> WORK TO COMPLETE: Reproduce the listing below without changes, except that pictures are left out.

— START DATA —

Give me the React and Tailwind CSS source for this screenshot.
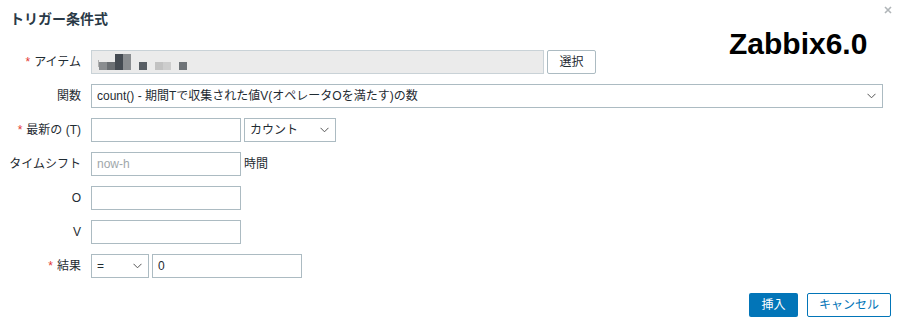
import React from "react";

const font = { fontFamily: '"Liberation Sans", Arial, "Noto Sans CJK JP", sans-serif' };

function Chevron() {
  return (
    <svg width="9" height="6" viewBox="0 0 9 6" className="shrink-0">
      <polyline points="0.5,0.8 4.5,4.8 8.5,0.8" fill="none" stroke="#555" strokeWidth="1" />
    </svg>
  );
}

function Select({ w, text }) {
  return (
    <div className={`${w} h-[24px] border border-[#acbbc2] bg-white flex items-center justify-between pl-[5px] pr-[6px] text-[12px] text-[#1f2c33]`}>
      <span className="truncate">{text}</span>
      <Chevron />
    </div>
  );
}

function Input({ w = "w-[150px]", value, placeholder }) {
  return (
    <div className={`${w} h-[24px] border border-[#acbbc2] bg-white flex items-center px-[5px] text-[12px] text-[#1f2c33]`}>
      {value ? <span>{value}</span> : placeholder ? <span className="text-[#a0a7ab]">{placeholder}</span> : null}
    </div>
  );
}

function Label({ children, req }) {
  return (
    <div className="h-[24px] flex items-center justify-end text-[12px] text-[#1f2c33] whitespace-nowrap">
      {req && <span className="text-[#e33734] mr-[4px]">*</span>}
      {children}
    </div>
  );
}

function Pixels() {
  const blocks = [
    [7, 11, 8, 8, "#8a8d90"],
    [15, 11, 8, 8, "#6b6f73"],
    [23, 3, 8, 16, "#454b52"],
    [31, 3, 8, 16, "#8a8d90"],
    [47, 11, 8, 8, "#585e64"],
    [63, 11, 8, 8, "#c2c2c2"],
    [71, 11, 8, 8, "#cdcdcd"],
    [87, 11, 8, 8, "#6f7478"],
  ];
  return (
    <svg width="100" height="22" viewBox="0 0 100 22">
      <rect x="6" y="9" width="1" height="7" fill="#b0b0b0" />
      {blocks.map((b, i) => (
        <rect key={i} x={b[0]} y={b[1]} width={b[2]} height={b[3]} fill={b[4]} />
      ))}
    </svg>
  );
}

export default function App() {
  return (
    <div className="relative w-[900px] h-[326px] bg-white overflow-hidden" style={font}>
      <div className="px-[10px] pt-[9px]">
        <div className="text-[14px] leading-[20px] font-bold text-[#2a3a47]">トリガー条件式</div>
      </div>

      <svg className="absolute left-[884px] top-[6px]" width="8" height="8" viewBox="0 0 8 8">
        <path d="M1 1 L7 7 M7 1 L1 7" stroke="#b0b5b8" strokeWidth="1.6" />
      </svg>

      <div className="absolute left-[729px] top-[29px] text-[30px] leading-[30px] font-bold text-black" style={font}>
        Zabbix6.0
      </div>

      <div className="mt-[21px] grid grid-cols-[81px_1fr] gap-x-[10px] gap-y-[10px]">
        <Label req>アイテム</Label>
        <div className="flex items-center gap-[3px]">
          <div className="w-[453px] h-[24px] border border-[#c9d2d7] bg-[#ebebeb] flex items-center">
            <Pixels />
          </div>
          <div className="w-[49px] h-[24px] border border-[#acbbc2] bg-white rounded-[2px] flex items-center justify-center text-[12px] text-[#1f2c33]">
            選択
          </div>
        </div>

        <Label>関数</Label>
        <Select w="w-[792px]" text="count() - 期間Tで収集された値V(オペレータOを満たす)の数" />

        <Label req>最新の (T)</Label>
        <div className="flex items-center gap-[3px]">
          <Input />
          <Select w="w-[92px]" text="カウント" />
        </div>

        <Label>タイムシフト</Label>
        <div className="flex items-center gap-[3px]">
          <Input placeholder="now-h" />
          <span className="text-[12px] text-[#1f2c33]">時間</span>
        </div>

        <Label>O</Label>
        <Input />

        <Label>V</Label>
        <Input />

        <Label req>結果</Label>
        <div className="flex items-center gap-[3px]">
          <Select w="w-[58px]" text="=" />
          <Input value="0" />
        </div>
      </div>

      <div className="mt-[15px] flex justify-end gap-[9px] pr-[9px]">
        <div className="w-[49px] h-[24px] bg-[#0275b8] rounded-[2px] flex items-center justify-center text-[12px] text-white">
          挿入
        </div>
        <div className="w-[84px] h-[24px] border border-[#0275b8] bg-white rounded-[2px] flex items-center justify-center text-[12px] text-[#0275b8]">
          キャンセル
        </div>
      </div>
    </div>
  );
}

— END DATA —

> TASK SOLUTION:
Give me the React and Tailwind CSS source for this screenshot.
import React from "react";

const font = { fontFamily: '"Liberation Sans", Arial, "Noto Sans CJK JP", sans-serif' };

function Chevron() {
  return (
    <svg width="9" height="6" viewBox="0 0 9 6" className="shrink-0">
      <polyline points="0.5,0.8 4.5,4.8 8.5,0.8" fill="none" stroke="#555" strokeWidth="1" />
    </svg>
  );
}

function Select({ w, text }) {
  return (
    <div className={`${w} h-[24px] border border-[#acbbc2] bg-white flex items-center justify-between pl-[5px] pr-[6px] text-[12px] text-[#1f2c33]`}>
      <span className="truncate">{text}</span>
      <Chevron />
    </div>
  );
}

function Input({ w = "w-[150px]", value, placeholder }) {
  return (
    <div className={`${w} h-[24px] border border-[#acbbc2] bg-white flex items-center px-[5px] text-[12px] text-[#1f2c33]`}>
      {value ? <span>{value}</span> : placeholder ? <span className="text-[#a0a7ab]">{placeholder}</span> : null}
    </div>
  );
}

function Label({ children, req }) {
  return (
    <div className="h-[24px] flex items-center justify-end text-[12px] text-[#1f2c33] whitespace-nowrap">
      {req && <span className="text-[#e33734] mr-[4px]">*</span>}
      {children}
    </div>
  );
}

function Pixels() {
  const blocks = [
    [7, 11, 8, 8, "#8a8d90"],
    [15, 11, 8, 8, "#6b6f73"],
    [23, 3, 8, 16, "#454b52"],
    [31, 3, 8, 16, "#8a8d90"],
    [47, 11, 8, 8, "#585e64"],
    [63, 11, 8, 8, "#c2c2c2"],
    [71, 11, 8, 8, "#cdcdcd"],
    [87, 11, 8, 8, "#6f7478"],
  ];
  return (
    <svg width="100" height="22" viewBox="0 0 100 22">
      <rect x="6" y="9" width="1" height="7" fill="#b0b0b0" />
      {blocks.map((b, i) => (
        <rect key={i} x={b[0]} y={b[1]} width={b[2]} height={b[3]} fill={b[4]} />
      ))}
    </svg>
  );
}

export default function App() {
  return (
    <div className="relative w-[900px] h-[326px] bg-white overflow-hidden" style={font}>
      <div className="px-[10px] pt-[9px]">
        <div className="text-[14px] leading-[20px] font-bold text-[#2a3a47]">トリガー条件式</div>
      </div>

      <svg className="absolute left-[884px] top-[6px]" width="8" height="8" viewBox="0 0 8 8">
        <path d="M1 1 L7 7 M7 1 L1 7" stroke="#b0b5b8" strokeWidth="1.6" />
      </svg>

      <div className="absolute left-[729px] top-[29px] text-[30px] leading-[30px] font-bold text-black" style={font}>
        Zabbix6.0
      </div>

      <div className="mt-[21px] grid grid-cols-[81px_1fr] gap-x-[10px] gap-y-[10px]">
        <Label req>アイテム</Label>
        <div className="flex items-center gap-[3px]">
          <div className="w-[453px] h-[24px] border border-[#c9d2d7] bg-[#ebebeb] flex items-center">
            <Pixels />
          </div>
          <div className="w-[49px] h-[24px] border border-[#acbbc2] bg-white rounded-[2px] flex items-center justify-center text-[12px] text-[#1f2c33]">
            選択
          </div>
        </div>

        <Label>関数</Label>
        <Select w="w-[792px]" text="count() - 期間Tで収集された値V(オペレータOを満たす)の数" />

        <Label req>最新の (T)</Label>
        <div className="flex items-center gap-[3px]">
          <Input />
          <Select w="w-[92px]" text="カウント" />
        </div>

        <Label>タイムシフト</Label>
        <div className="flex items-center gap-[3px]">
          <Input placeholder="now-h" />
          <span className="text-[12px] text-[#1f2c33]">時間</span>
        </div>

        <Label>O</Label>
        <Input />

        <Label>V</Label>
        <Input />

        <Label req>結果</Label>
        <div className="flex items-center gap-[3px]">
          <Select w="w-[58px]" text="=" />
          <Input value="0" />
        </div>
      </div>

      <div className="mt-[15px] flex justify-end gap-[9px] pr-[9px]">
        <div className="w-[49px] h-[24px] bg-[#0275b8] rounded-[2px] flex items-center justify-center text-[12px] text-white">
          挿入
        </div>
        <div className="w-[84px] h-[24px] border border-[#0275b8] bg-white rounded-[2px] flex items-center justify-center text-[12px] text-[#0275b8]">
          キャンセル
        </div>
      </div>
    </div>
  );
}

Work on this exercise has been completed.